Here’s what the query should have been:
EXPLAIN ANALYZE SELECT * FROM sys_order WHERE product_id = 10 ORDER BY order_dt DESC LIMIT 30; QUERY PLAN -------------------------------------------------------------------- LIMIT (cost=0.42..172.64 ROWS=30 width=20) (actual TIME=5.049..5.101 ROWS=30 loops=1) -> INDEX Scan Backward USING idx_order_order_dt ON sys_order (cost=0.42..53960.42 ROWS=9400 width=20) (actual TIME=5.046..5.073 ROWS=30 loops=1) FILTER: (product_id = 10) ROWS Removed BY FILTER: 9000 Planning TIME: 0.099 ms Execution TIME: 5.137 ms
Oh, look! There’s that backward index scan I mentioned. The row estimates are a bit off, and we’ll probably want to increase statistics and analyze to produce better values, but this is a speed improvement of over 250x.
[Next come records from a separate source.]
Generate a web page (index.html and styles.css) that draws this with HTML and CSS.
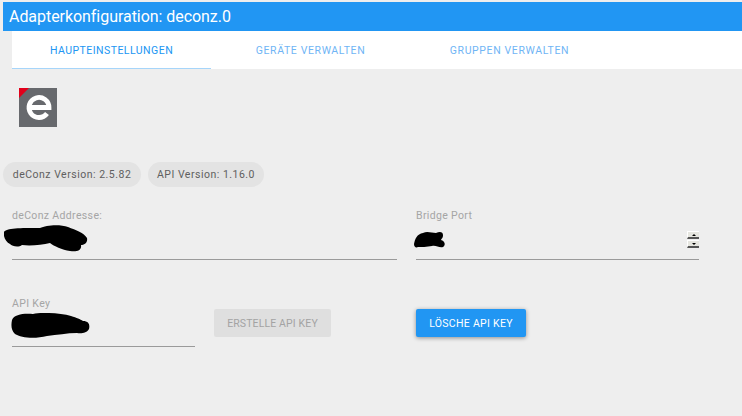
FILE: index.html
```html
<!DOCTYPE html>
<html lang="de">
<head>
<meta charset="utf-8">
<title>Adapterkonfiguration: deconz.0</title>
<link rel="stylesheet" href="styles.css">
</head>
<body>
<header class="title">Adapterkonfiguration: deconz.0</header>
<nav class="tabs">
  <div class="tab tab-active">HAUPTEINSTELLUNGEN</div>
  <div class="tab">GERÄTE VERWALTEN</div>
  <div class="tab">GRUPPEN VERWALTEN</div>
</nav>
<div class="logo-row">
  <svg class="logo" width="38" height="39" viewBox="0 0 38 39">
    <rect width="38" height="39" fill="#67696d"/>
    <path d="M0 0H10L0 10Z" fill="#e2001a"/>
    <path d="M28 25.5A10 10 0 1 1 30 19.5H10" fill="none" stroke="#fff" stroke-width="4.8"/>
  </svg>
</div>
<div class="chips">
  <span class="chip chip-a">deConz Version: 2.5.82</span>
  <span class="chip chip-b">API Version: 1.16.0</span>
</div>
<div class="row row-top">
  <div class="field field-address">
    <div class="label">deConz Addresse:</div>
    <div class="input">
      <svg class="blob" width="84" height="27" viewBox="0 0 84 27">
        <path d="M0 7C2 3 16 3 36 3C42 0 56 -1 64 2C72 5 80 8 83 13C84 18 80 20 77 20C78 26 72 27 66 26C58 25 50 21 46 18C38 20 26 21 18 20C14 23 8 21 6 19C2 17 -1 12 0 7Z" fill="#000"/>
      </svg>
    </div>
  </div>
  <div class="field field-port">
    <div class="label">Bridge Port</div>
    <div class="input">
      <svg class="blob blob-port" width="32" height="17" viewBox="0 0 32 17">
        <path d="M0 13C1 8 3 3 9 2C13 0 18 2 22 2C26 0 29 1 29 4C29 7 28 7 27 9C31 10 32 14 29 16C25 17 22 14 18 15C13 16 7 16 4 16C2 17 0 16 0 13Z" fill="#000"/>
      </svg>
      <div class="spinner">
        <span class="spin"><i class="arrow-up"></i></span>
        <span class="spin"><i class="arrow-down"></i></span>
      </div>
    </div>
  </div>
</div>
<div class="row row-bottom">
  <div class="field field-key">
    <div class="label">API Key</div>
    <div class="input">
      <svg class="blob blob-key" width="79" height="25" viewBox="0 0 79 25">
        <path d="M1 7C3 1 14 0 22 1C32 -1 50 0 60 3C66 5 69 6 72 8C78 8 79 12 78 16C76 20 70 21 66 20C56 20 46 22 36 23C24 26 10 25 4 21C0 17 0 12 1 7Z" fill="#000"/>
      </svg>
    </div>
  </div>
  <button class="btn btn-disabled" type="button">ERSTELLE API KEY</button>
  <button class="btn btn-primary" type="button">LÖSCHE API KEY</button>
</div>
</body>
</html>
```
FILE: styles.css
```css
* { box-sizing: border-box; }
html, body { margin: 0; height: 416px; overflow: hidden; }
body { background: #eeeeee; font-family: Roboto, "Liberation Sans", sans-serif; padding-top: 2px; }

.title {
  margin-left: 3px;
  height: 29px;
  background: #2196f3;
  color: #fff;
  font-size: 16px;
  line-height: 29px;
  padding-left: 6px;
  letter-spacing: -0.05px;
}
.tabs { display: flex; margin-left: 12px; height: 38px; background: #fff; }
.tab {
  width: 199px;
  text-align: center;
  font-size: 10.5px;
  line-height: 39px;
  letter-spacing: 0.62px;
  color: #70b5f5;
}
.tab-active { color: #2196f3; border-bottom: 1px solid #a6d5fa; letter-spacing: 0.47px; }

.logo-row { padding-left: 19px; margin-top: 19px; height: 39px; }
.logo { display: block; }

.chips { display: flex; gap: 7px; margin: 35px 0 0 3px; }
.chip {
  height: 25px;
  border-radius: 13px;
  background: #e3e3e3;
  color: #5f5f5f;
  font-size: 10.5px;
  line-height: 25px;
  letter-spacing: 0.5px;
  text-align: center;
}
.chip-a { width: 138px; }
.chip-b { width: 116px; }

.row { display: flex; align-items: flex-start; margin-left: 12px; }
.row-top { margin-top: 23px; gap: 19px; }
.row-bottom { margin-top: 38px; }

.field { display: flex; flex-direction: column; }
.field-address { width: 385px; }
.field-port { width: 283px; }
.field-key { width: 183px; }

.label { font-size: 10.5px; line-height: 12px; letter-spacing: 0.35px; color: #a5a5a5; height: 12px; }
.input { position: relative; height: 38px; border-bottom: 1px solid #9a9a9a; }
.field-key .input { height: 37px; }

.blob { position: absolute; left: -8px; top: 3px; }
.blob-port { left: -2px; top: 9px; }
.blob-key { left: -1px; top: 3px; }

.spinner { position: absolute; right: 0; top: 9px; width: 12px; display: flex; flex-direction: column; gap: 1px; }
.spin {
  display: flex;
  align-items: center;
  justify-content: center;
  height: 8px;
  background: #e6e6e0;
  border-left: 1px solid #fff;
  border-top: 1px solid #fff;
  border-bottom: 2px solid #555;
}
.arrow-up { border: 2px solid transparent; border-top: 0; border-bottom: 2px solid #000; }
.arrow-down { border: 2px solid transparent; border-bottom: 0; border-top: 2px solid #000; }

.btn {
  height: 28px;
  border: 0;
  border-radius: 2px;
  font-family: inherit;
  font-size: 10.5px;
  font-weight: 400;
  padding: 0;
  margin-top: 11px;
}
.btn-disabled { width: 117px; margin-left: 19px; background: #dfdfdf; color: #a3a3a3; letter-spacing: 0.13px; }
.btn-primary {
  width: 110px;
  margin-left: 85px;
  background: #2196f3;
  color: #fff;
  letter-spacing: 0.3px;
  box-shadow: 0 1px 4px rgba(0,0,0,.4);
}
```
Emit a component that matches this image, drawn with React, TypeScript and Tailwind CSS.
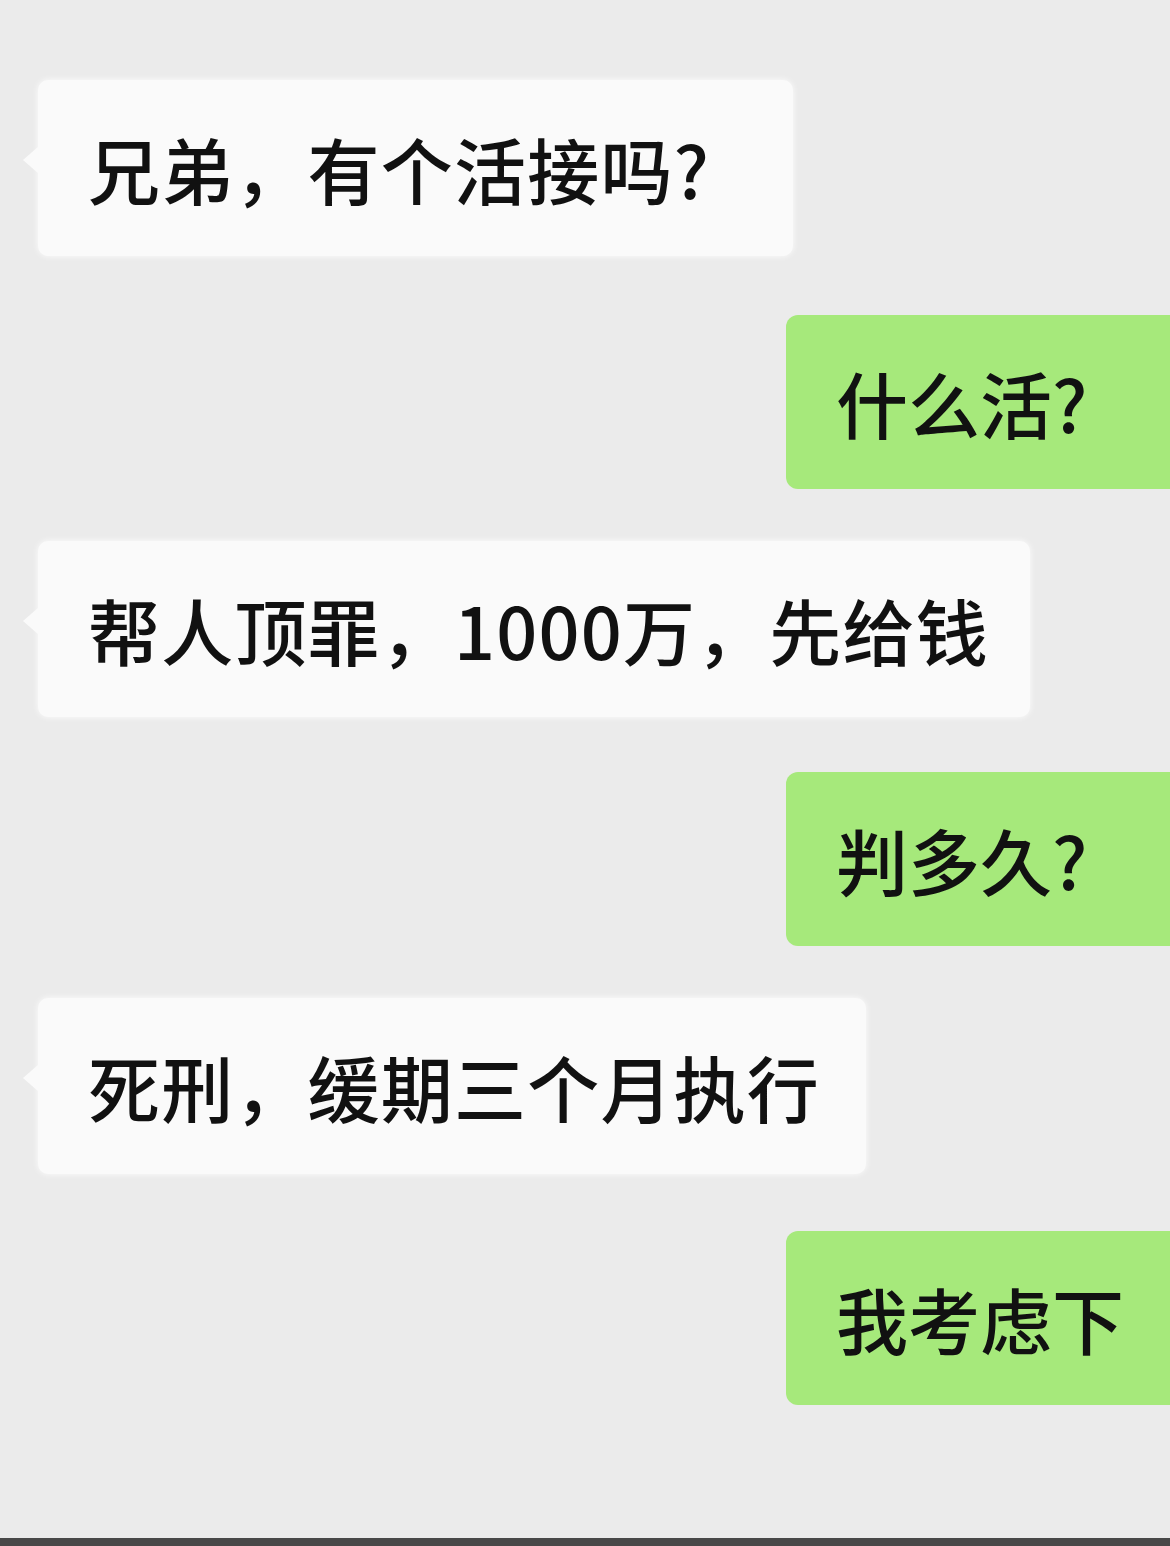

In a production system, even a few milliseconds can be a huge problem with enough throughput. Multiply that by 250, and the issue is upgraded to a catastrophe.
So how did this happen?
In this particular instance, it was the fault of Java Hibernate. An object for the inner query was passed to another object to flesh out the order detail, and the result almost crashed a production system. The fix was to make smarter use of Hibernate capabilities so it didn’t generate such a terrible query. Indeed, code refactors are probably something we should all consider doing more often in order to reduce accumulated technical debt.
Unfortunately, human-generated queries aren’t free from fault, either. It’s far too tempting to smash two queries together, than to rewrite them as a merged version using proper
JOIN syntax. I’ve done it myself when in a hurry to check something. The difference is that I know better than to commit such a hack to a permanent location in our code tree. And the reason I don’t do that, is because I know the potential havoc such a query can wreak.
And now, so do you. By itself,
IN is a wonderful tool. But its allure can bewitch and ultimately betray when it becomes a crutch. PGDB has a lot of powerful syntax potential, and it would be a shame to limit ourselves to the basics out of familiarity.